Whether you are single, married, divorced or widowed, your best days are
ahead no matter what life looks like
right now.
These aren’t
merely romantic words to fill this blog entry. Truly, it is my effort at
helping you to hear the Voice from on High and embrace the mysteries of a
passionate love story meant to be lived to the fullest! My post today is for those of you who are
struggling with all the love songs that serenade your memories of who you once
were when “the two of you became one.”
Each melody awakens a time of pleasure and/or pain that ignites or
dampens your pursuits of discovery, recovery or rediscovery. Each lyric may actually
be a poem written by the hand of God to empower you to be all He created you to
be. Whether we choose to see Him or not,
God is always at work singing Heaven’s Song, dancing with and caressing us. He desires to reveal Himself to us in
countless, different ways that are unique to our design.

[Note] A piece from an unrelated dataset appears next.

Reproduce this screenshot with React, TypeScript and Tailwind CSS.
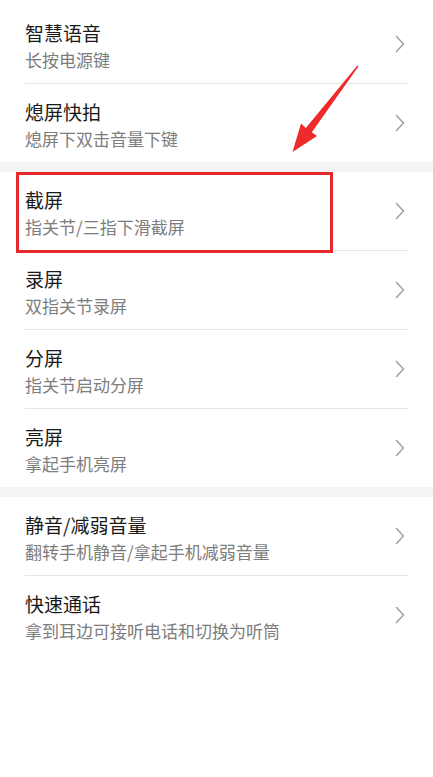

His Voice calls to each of us with a Power to transform our lives
with His Passion for living as He lived.
Just like many of you, Jesus lost family, friends, colleagues, and neighbors
when they didn’t understand, agree or fully embrace His mission. But He didn’t merely
lose His life… He gave His life to establish a Kingdom on earth as it is in heaven, a Kingdom on earth
that for now is lived by faith, hope
and love.
Do I have
all the answers? No, and if I did, then
I wouldn’t need God in my life. I don’t
even pretend to know the WHY of it all. My husband’s scars are visible for the entire
world to see while mine have been hiding away in my wounded heart. We both have made
peace with how life has pushed us out of the upper room windows into each other’s
arms. Embracing passion for life is
beautiful and I think he would agree, “I
wouldn’t change a thing. Each event was
a northern star that pointed me to you.”
Dear reader,
we all have a personal, imperfect narrative
of how God is chasing us down and still wooing us back to our unfinished
assignments. This is my story and what I know now is,
“There are canvases yet to be painted, stories
yet to be written, and music in the air that is yet to be heard.”